Check out the dataset here: https://data.cityofchicago.org/Transportation/Roadway-Construction-Moratoriums/ndbz-vy4e
Sunlight Foundation has a piece on lessons learned from Philadelphia’s open data policy, including the demand vs. cost of public data sets. It’s worth a read -
Philadelphia, one of the first dozen cities in the country to have an open data policy, is providing an example of what this reflection and planning can look like. The city’s Open Data Team recently released a Strategic Plan and Open Data Census, highlighting lessons from the first two years of its open data program and looking at how to make improvements going forward. Philadelphia’s efforts can help provide lessons to other places looking for ways to be more transparent about the process of opening up data.
Congratulations to the 2015 OpenNews Knight-Mozilla Fellows!
We are excited to introduce you to our 2015 Knight-Mozilla Fellows. This cohort comes from around the world, from a diversity of backgrounds and experiences, to spend 10 months hacking the news in some of the best newsrooms around. Meet them now.
Read More: http://opennews.org/
New York City, Los Angeles and Chicago — the three largest cities in the country — and Philadelphia — the fifth-largest city — all had open data policies by the end of 2013. Now, Houston — the fourth-largest city — has joined those ranks on Sept. 18 with an open data policy signed by the mayor.
Houston already has an open data portal with more than 160 datasets spanning a range of topics. The policy aims to help ensure that the city’s more than 2.1 million residents receive timely access to usable data being released online through that portal.
This past summer, two Philadelphia coding groups teamed up to offer a summer civic tech fellowship aimed to help increase the number of women in the open source developer community – to successful results.
LeeAnn Kinney works full-time as a developer for a home health care organization in Philadelphia. She has a lot of front end developer skills, but until recently she felt uncomfortable at tech community events.
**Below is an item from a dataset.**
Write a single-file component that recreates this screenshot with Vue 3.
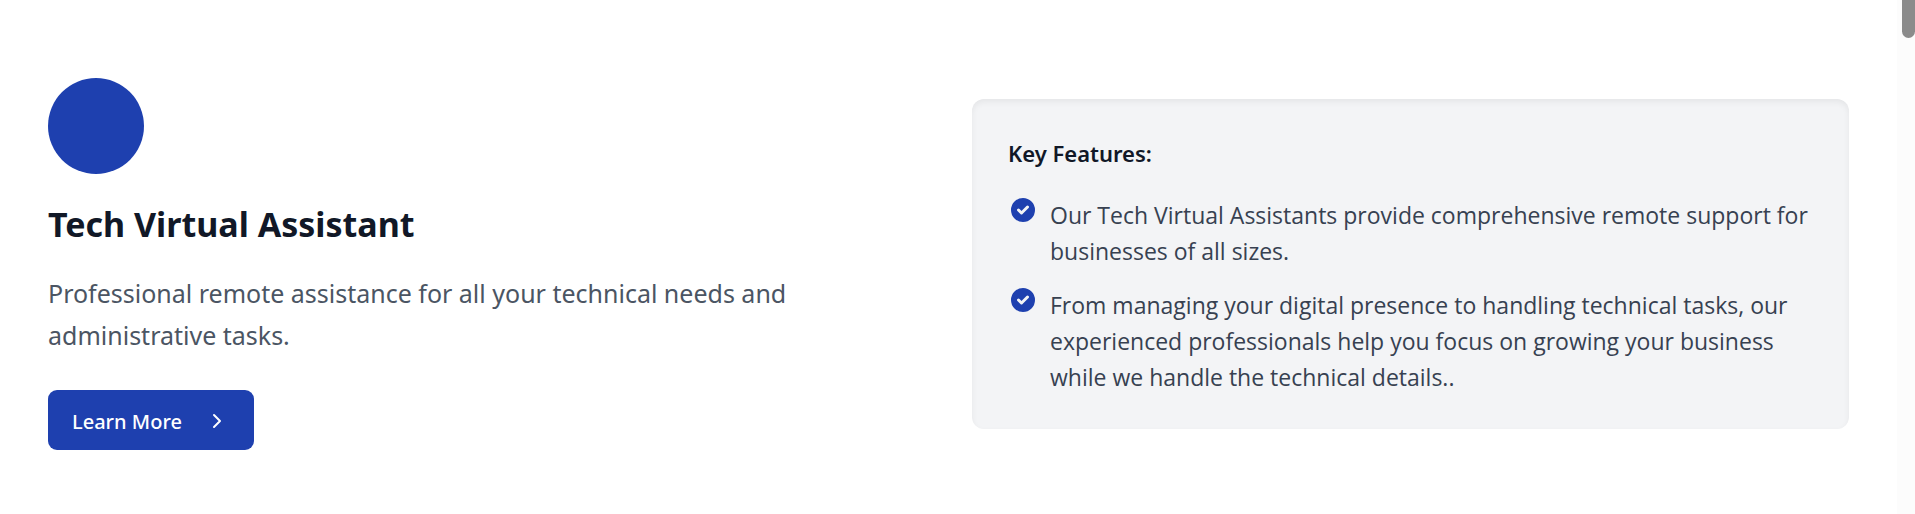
<script setup>
const features = [
  'Our Tech Virtual Assistants provide comprehensive remote support for businesses of all sizes.',
  'From managing your digital presence to handling technical tasks, our experienced professionals help you focus on growing your business while we handle the technical details..',
]
</script>

<template>
  <div class="page">
    <main class="service">
      <section class="intro">
        <div class="badge"></div>
        <h2 class="title">Tech Virtual Assistant</h2>
        <p class="description">
          Professional remote assistance for all your technical needs and administrative tasks.
        </p>
        <a class="button" href="#learn-more">
          Learn More
          <svg class="chevron" viewBox="0 0 30 30" aria-hidden="true">
            <path d="M12 9l6 6-6 6" />
          </svg>
        </a>
      </section>

      <section class="card">
        <h3 class="card-title">Key Features:</h3>
        <ul class="features">
          <li v-for="feature in features" :key="feature" class="feature">
            <svg class="check" viewBox="0 0 20 20" aria-hidden="true">
              <path
                fill-rule="evenodd"
                clip-rule="evenodd"
                d="M10 18a8 8 0 100-16 8 8 0 000 16zm3.707-9.293a1 1 0 00-1.414-1.414L9 10.586 7.707 9.293a1 1 0 00-1.414 1.414l2 2a1 1 0 001.414 0l4-4z"
              />
            </svg>
            <span class="feature-text">{{ feature }}</span>
          </li>
        </ul>
      </section>
    </main>
    <div class="scroll-track" aria-hidden="true"><div class="scroll-thumb"></div></div>
  </div>
</template>

<style>
body {
  background: #fff;
}
</style>

<style scoped>
.page {
  display: flex;
  min-height: 100vh;
  font-family: "Noto Sans", "Open Sans", sans-serif;
}

.service {
  flex: 1;
  display: grid;
  grid-template-columns: 1fr 1fr;
  gap: 47px;
  align-items: center;
  align-content: start;
  padding: 78px 48px 64px;
}

.badge {
  width: 96px;
  height: 96px;
  border-radius: 50%;
  background: #1e40af;
}

.title {
  margin: 26px 0 24px;
  font-size: 34px;
  line-height: 48px;
  font-weight: 700;
  color: #111827;
}

.description {
  margin: 0 0 34px;
  font-size: 25px;
  line-height: 42px;
  color: #4b5563;
}

.button {
  display: inline-flex;
  align-items: center;
  gap: 20px;
  height: 60px;
  padding: 2px 22px 0 24px;
  box-sizing: border-box;
  border-radius: 9px;
  background: #1e40af;
  color: #fff;
  font-size: 20px;
  font-weight: 500;
  text-decoration: none;
  vertical-align: top;
}

.chevron {
  width: 30px;
  height: 30px;
  fill: none;
  stroke: currentColor;
  stroke-width: 2;
  stroke-linecap: round;
  stroke-linejoin: round;
}

.card {
  padding: 36px;
  border-radius: 12px;
  background: #f3f4f6;
  box-shadow: inset 0 3px 6px rgba(0, 0, 0, 0.06);
}

.card-title {
  margin: 0 0 24px;
  font-size: 22px;
  line-height: 36px;
  font-weight: 600;
  color: #111827;
}

.features {
  display: grid;
  gap: 16px;
  margin: 0 0 -2px;
  padding: 0;
  list-style: none;
}

.feature {
  display: flex;
  align-items: flex-start;
  gap: 12px;
  font-family: "Open Sans", "Noto Sans", sans-serif;
  font-size: 23px;
  line-height: 36px;
  color: #374151;
}

.feature-text {
  padding-top: 2px;
}

.check {
  flex: none;
  width: 30px;
  height: 30px;
  fill: #1e40af;
}

.scroll-track {
  display: flex;
  justify-content: flex-end;
  width: 18px;
  background: #fcfcfc;
}

.scroll-thumb {
  width: 13px;
  height: 38px;
  border-radius: 0 0 7px 7px;
  background: #8b8b8b;
}
</style>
That all changed when she became a fellow in a unique program called “Summer of Open Source” — a Girl Develop It(GDI) and Code for Philly partnership.
What’s your best idea to make cities more successful? How can cities spur talent, opportunity and engagement? The Knight Cities Challenge is open for submissions through November 14th.
The Knight Cities Challenge seeks new ideas from innovators – activists, designers, artists, planning professionals, hackers, architects, city officials, companies, educators, nonprofits, entrepreneurs, block captains, social workers, neighbors, anyone – who will take hold of the future of our cities.
From a pool of $5 million we’re awarding grants at the city, neighborhood and block levels – and all sizes in between. No project is too small - so long as the idea is big.
We are looking for fresh ideas that focus on one or more of these three key drivers of city success: attracting and retaining talented people, expanding economic opportunity, and creating a culture of civic engagement.
Our partners at the Smart Chicago Collaborative have released a website and book, The CUTGroup Book, detailing the findings of their Civic User Testing Group, a set of regular Chicago residents who get paid to test civic apps.
The book includes a how-to on civic tech engagement, examples of tools and methods for app testing, and real-life examples.
A new open-source product called Plenar.io is doing some cool stuff with open data accessibility. The project is funded by the National Science Foundation and the MacArthur Foundation.
Plenario is designed to take us from “spreadsheets on the web”1 to truly smart open data. This rests on two fundamental breakthroughs:
1) Allow users to assemble and download data from multiple, independent data sources, such as two different municipal data portals, or the federal government and a privately curated dataset.
2) Unite all datasets along a single spatial and temporal index, making it possible to do complex aggregations with one query.
With these advances, Plenario allows users to study regions over specified time periods using all relevant data, regardless of original source, and represent the data as a single time series. By providing a single, centralized hub for open data, the Plenario platform enables urban scientists to ask the right questions with as few constraints as possible.
Interesting piece from GovTech on The Weather Company and their new entry into the emergency alert business – allowing local emergency managers to utilize local, targeted information and publish that information quickly across multiple platforms.
The Weather Company, best known for The Weather Channel and weather.com, is getting into the emergency alert business — a natural fit given the company’s focus and market saturation.
Using its large-scale distribution and weather expertise, the company is, in partnership with local officials, building a localized alerting platform for state, local and private authorities to manage and distribute emergency alerts via The Weather Channel properties and existing local distribution points.